Fresh water and farmland should be staples in your portfolio.

» No matter how much the world changes over the next quarter of a century, humans will still need fresh water to drink and food to eat. Global water use has increased at twice the rate of world population growth, according to the United Nations, and by 2040 “extreme water stress” will be an issue for 33 countries, according to the World Resources Institute.

There are many ways to invest in water. You can go straight to the source and own land with water rights, or you can invest in water utilities or infrastructure. For broad exposure, take a look at the Guggenheim S&P Global Water Index ETF, which owns 50 securities tied to drilling, treating, testing and transporting water.

Farmland is also expected to become more precious as the population increases and availability of land continues to decline; the U.S. loses 40 acres of farmland every hour, the American Farmland Trust reports. While it’s a slow grower, farmland can deliver steady returns over decades.
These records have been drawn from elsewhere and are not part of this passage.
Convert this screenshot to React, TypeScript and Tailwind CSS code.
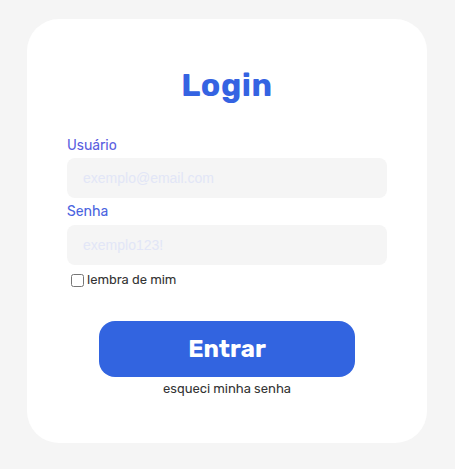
export default function App() {
  return (
    <div className="min-h-screen bg-[#f5f5f5] pl-[27px] pt-[19px] font-['Rubik','Inter',sans-serif]">
      <div className="flex h-[424px] w-[400px] flex-col rounded-[32px] bg-white px-10 pt-[46px]">
        <h1 className="text-center text-[32px] font-bold leading-[40px] tracking-[0.6px] text-[#3563e2]">
          Login
        </h1>

        <label className="mt-[31px] block text-[14px] leading-[20px] text-[#5a5ee0]">Usuário</label>
        <input
          type="text"
          placeholder="exemplo@email.com"
          className="mt-[2px] h-10 w-full rounded-lg bg-[#f5f5f5] px-4 font-['Liberation_Sans',Arial,sans-serif] text-[14px] outline-none placeholder:text-[#e2e6f7]"
        />

        <label className="mt-1 block text-[14px] leading-[20px] text-[#4a63e0]">Senha</label>
        <input
          type="password"
          placeholder="exemplo123!"
          className="mt-[3px] h-10 w-full rounded-lg bg-[#f5f5f5] px-4 font-['Liberation_Sans',Arial,sans-serif] text-[14px] outline-none placeholder:text-[#e2e6f7]"
        />

        <label className="mt-[7px] flex h-4 items-center gap-[3px] pl-1 text-[13px] text-[#333]">
          <input type="checkbox" className="m-0 h-[13px] w-[13px]" />
          lembra de mim
        </label>

        <button className="mx-auto mt-[33px] h-14 w-64 rounded-2xl bg-[#3264e0] text-[24px] font-bold text-white">
          Entrar
        </button>
        <p className="mt-1 text-center text-[13px] leading-[16px] text-[#333]">esqueci minha senha</p>
      </div>
    </div>
  )
}
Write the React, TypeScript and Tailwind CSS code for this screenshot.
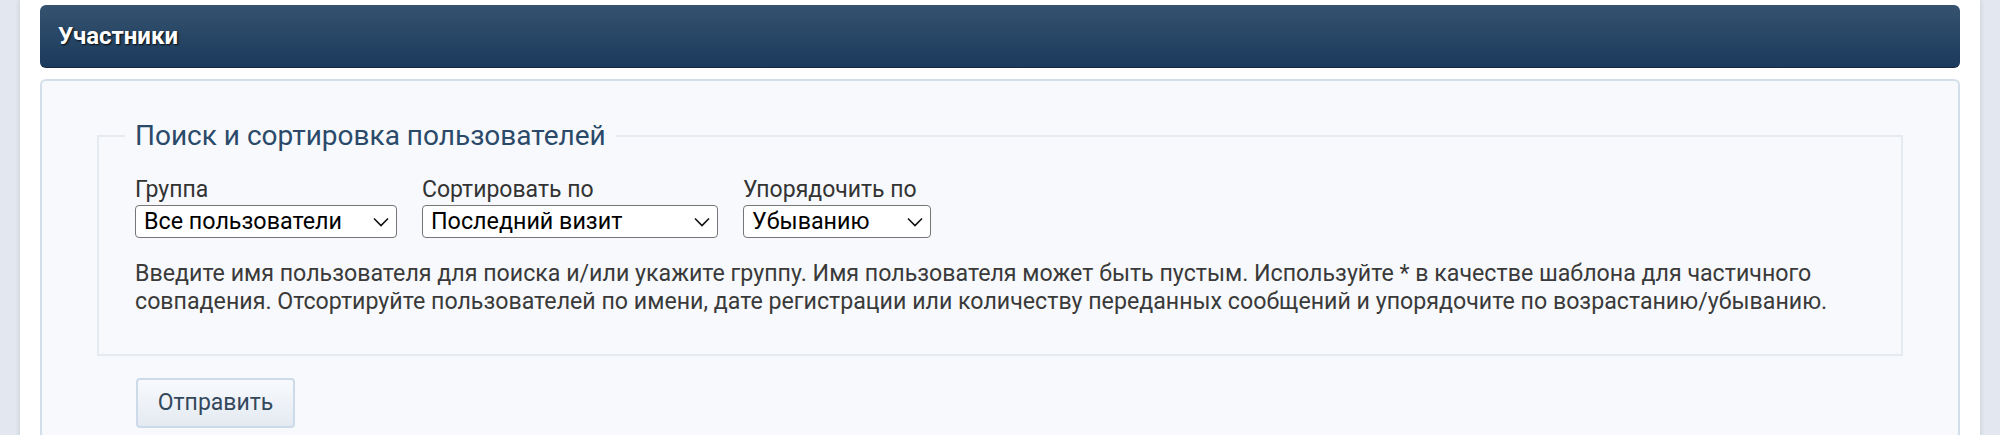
import React from "react";

function Select({ value, width, options }: { value: string; width: string; options: string[] }) {
  return (
    <div className={`relative ${width}`}>
      <select
        defaultValue={value}
        className="h-[33px] w-full appearance-none rounded-[4px] border border-[#767676] bg-white pl-[8px] pr-[30px] text-[23.3px] leading-[31px] text-black outline-none"
      >
        {options.map((o) => (
          <option key={o}>{o}</option>
        ))}
      </select>
      <svg
        className="pointer-events-none absolute right-[8px] top-[12px]"
        width="16"
        height="10"
        viewBox="0 0 16 10"
        fill="none"
      >
        <path d="M1 1.5 L8 8.5 L15 1.5" stroke="#111" strokeWidth="1.6" />
      </svg>
    </div>
  );
}

export default function App() {
  return (
    <div className="min-h-[435px] bg-[#e3e7ef] px-[20px] font-['Roboto',sans-serif]">
      <div className="min-h-[435px] bg-white px-[20px] pt-[5px] shadow-[0_0_5px_rgba(60,70,100,0.18)]">
        <div className="flex h-[63px] items-center rounded-[6px] border-b border-[#13283f] bg-gradient-to-b from-[#35536f] to-[#1b3a5c] pl-[18px]">
          <h2 className="text-[24px] font-bold text-white [text-shadow:1px_1px_2px_rgba(0,0,0,0.9)]">
            Участники
          </h2>
        </div>
        <div className="mt-[11px] rounded-t-[6px] border-2 border-b-0 border-[#d2deea] bg-[#f7f9fc] px-[55px] pt-[1px] pb-[10px]">
          <fieldset className="mt-[37px] border-2 border-[#e6ebf2] pl-[36px] pr-[36px] pt-[25px] pb-[39px]">
            <legend className="-ml-[10px] px-[10px] text-[28px] leading-[34px] text-[#2b4a6a]">
              Поиск и сортировка пользователей
            </legend>
            <div className="flex gap-[25px]">
              <div className="flex flex-col gap-[3px]">
                <label className="text-[23px] leading-[24px] text-[#333]">Группа</label>
                <Select
                  value="Все пользователи"
                  width="w-[262px]"
                  options={["Все пользователи", "Администраторы", "Модераторы"]}
                />
              </div>
              <div className="flex flex-col gap-[3px]">
                <label className="text-[23px] leading-[24px] text-[#333]">Сортировать по</label>
                <Select
                  value="Последний визит"
                  width="w-[296px]"
                  options={["Имя пользователя", "Дата регистрации", "Последний визит", "Сообщения"]}
                />
              </div>
              <div className="flex flex-col gap-[3px]">
                <label className="text-[23px] leading-[24px] text-[#333]">Упорядочить по</label>
                <Select value="Убыванию" width="w-[188px]" options={["Возрастанию", "Убыванию"]} />
              </div>
            </div>
            <p className="mt-[21px] text-[23.2px] leading-[28px] text-[#3a3a3a]">
              Введите имя пользователя для поиска и/или укажите группу. Имя пользователя может быть пустым.
              Используйте * в качестве шаблона для частичного совпадения. Отсортируйте пользователей по имени,
              дате регистрации или количеству переданных сообщений и упорядочите по возрастанию/убыванию.
            </p>
          </fieldset>
          <div className="mt-[22px] pl-[39px]">
            <button className="h-[50px] w-[159px] rounded-[4px] border-2 border-[#cddaea] bg-gradient-to-b from-[#f8fafd] to-[#e4eaf2] text-[23px] text-[#34485c]">
              Отправить
            </button>
          </div>
        </div>
      </div>
    </div>
  );
}
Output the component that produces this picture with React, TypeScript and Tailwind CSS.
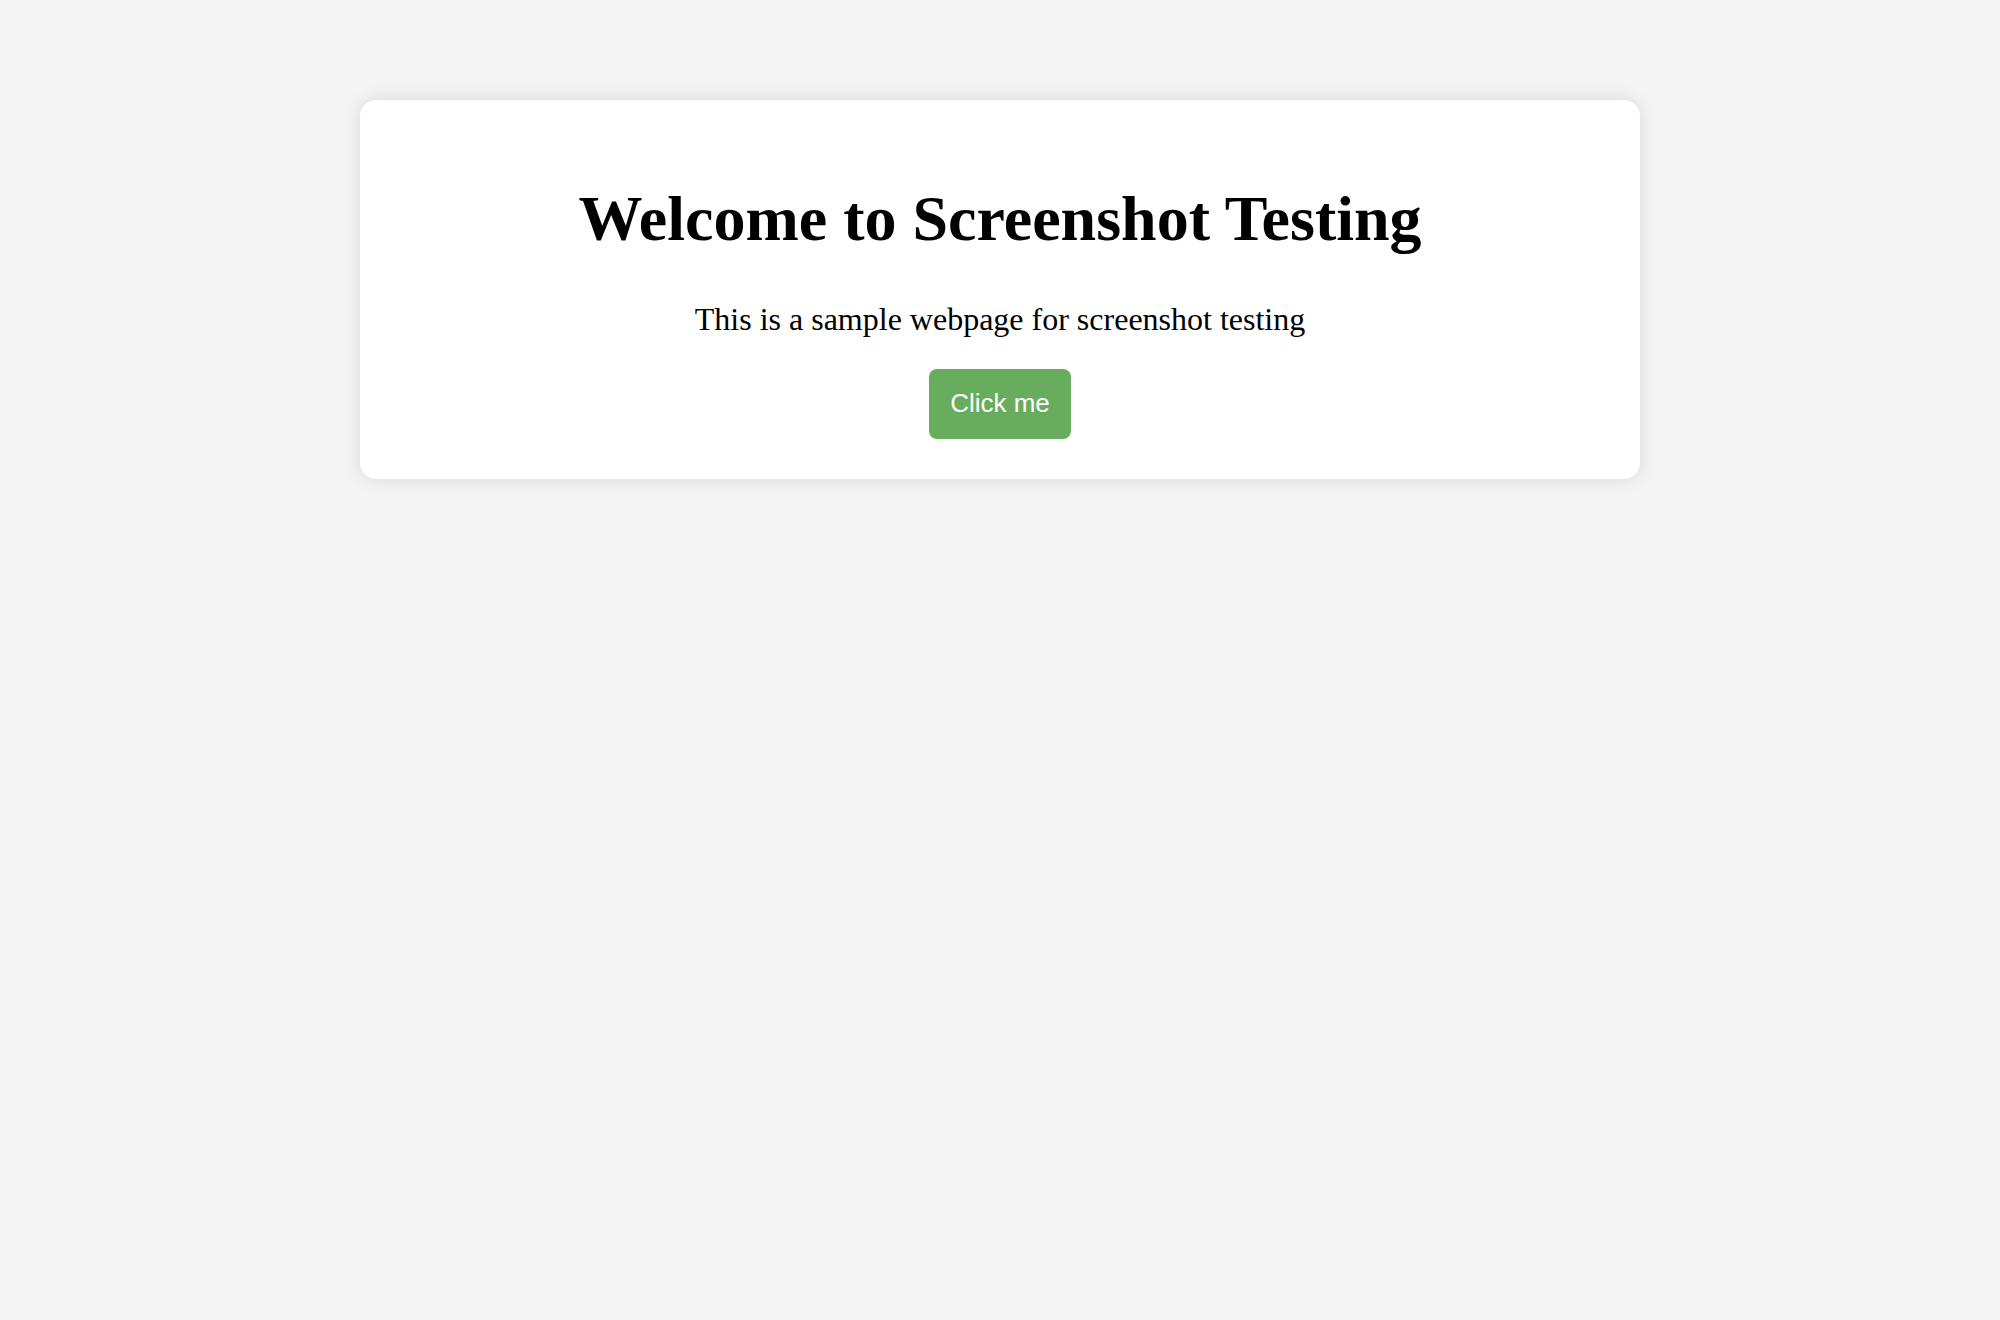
export default function App() {
  return (
    <div className="min-h-screen bg-[#f4f4f4] pt-[100px]">
      <div className="mx-auto w-[1280px] rounded-[16px] bg-white px-8 pt-[82px] pb-[40px] text-center shadow-[0_0_18px_rgba(0,0,0,0.12)]">
        <h1 className="m-0 text-[64px] font-bold leading-[1.15] text-black [font-family:'Liberation_Serif',serif]">
          Welcome to Screenshot Testing
        </h1>
        <p className="mt-[45px] text-[32px] leading-[1.15] text-black [font-family:'Liberation_Serif',serif]">
          This is a sample webpage for screenshot testing
        </p>
        <button className="mt-[32px] rounded-[8px] bg-[#68ad5e] px-[21px] py-[20px] text-[26px] leading-[1.15] text-white [font-family:'Liberation_Sans',Arial,sans-serif]">
          Click me
        </button>
      </div>
    </div>
  );
}
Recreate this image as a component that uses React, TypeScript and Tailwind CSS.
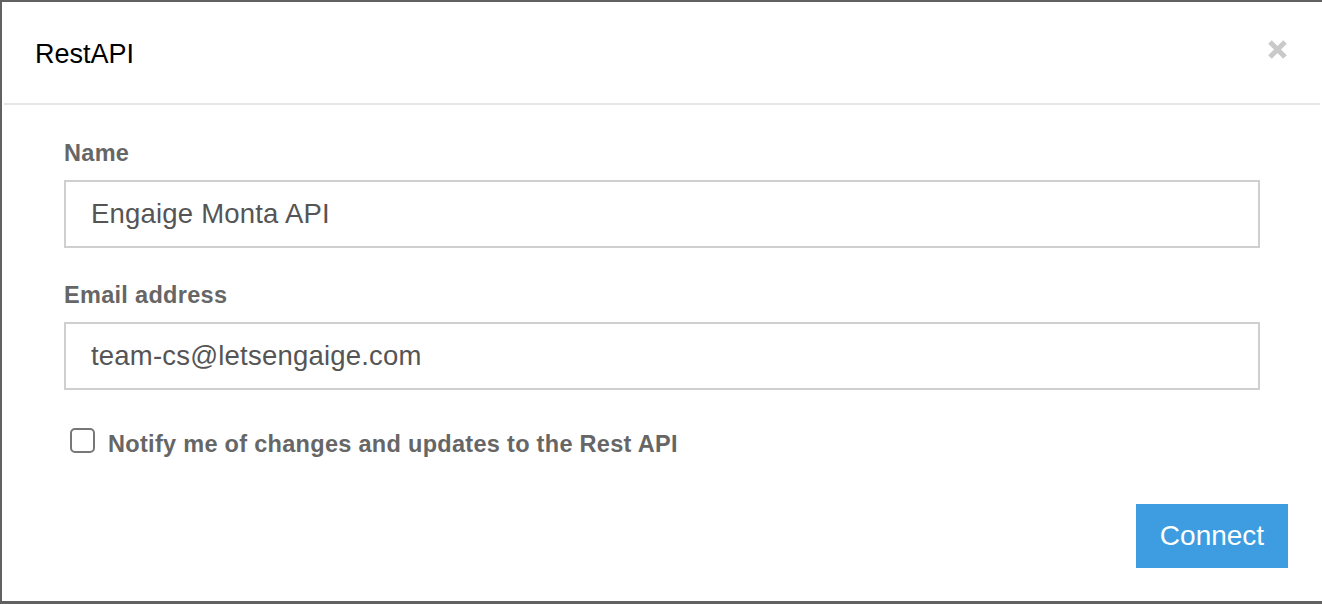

Most investors will opt not to own the farm but to access the asset class via private equity funds that specialize in the sector or REITs, such as Gladstone Land Corp. and Farmland Partners.

“It’s going to be much more common for people to buy water-resources companies and farmland REITs,” says Andre Cappon, who runs CBM, a New York–based consulting firm that specializes in financial services. “These are themes for an increasingly crowded world.”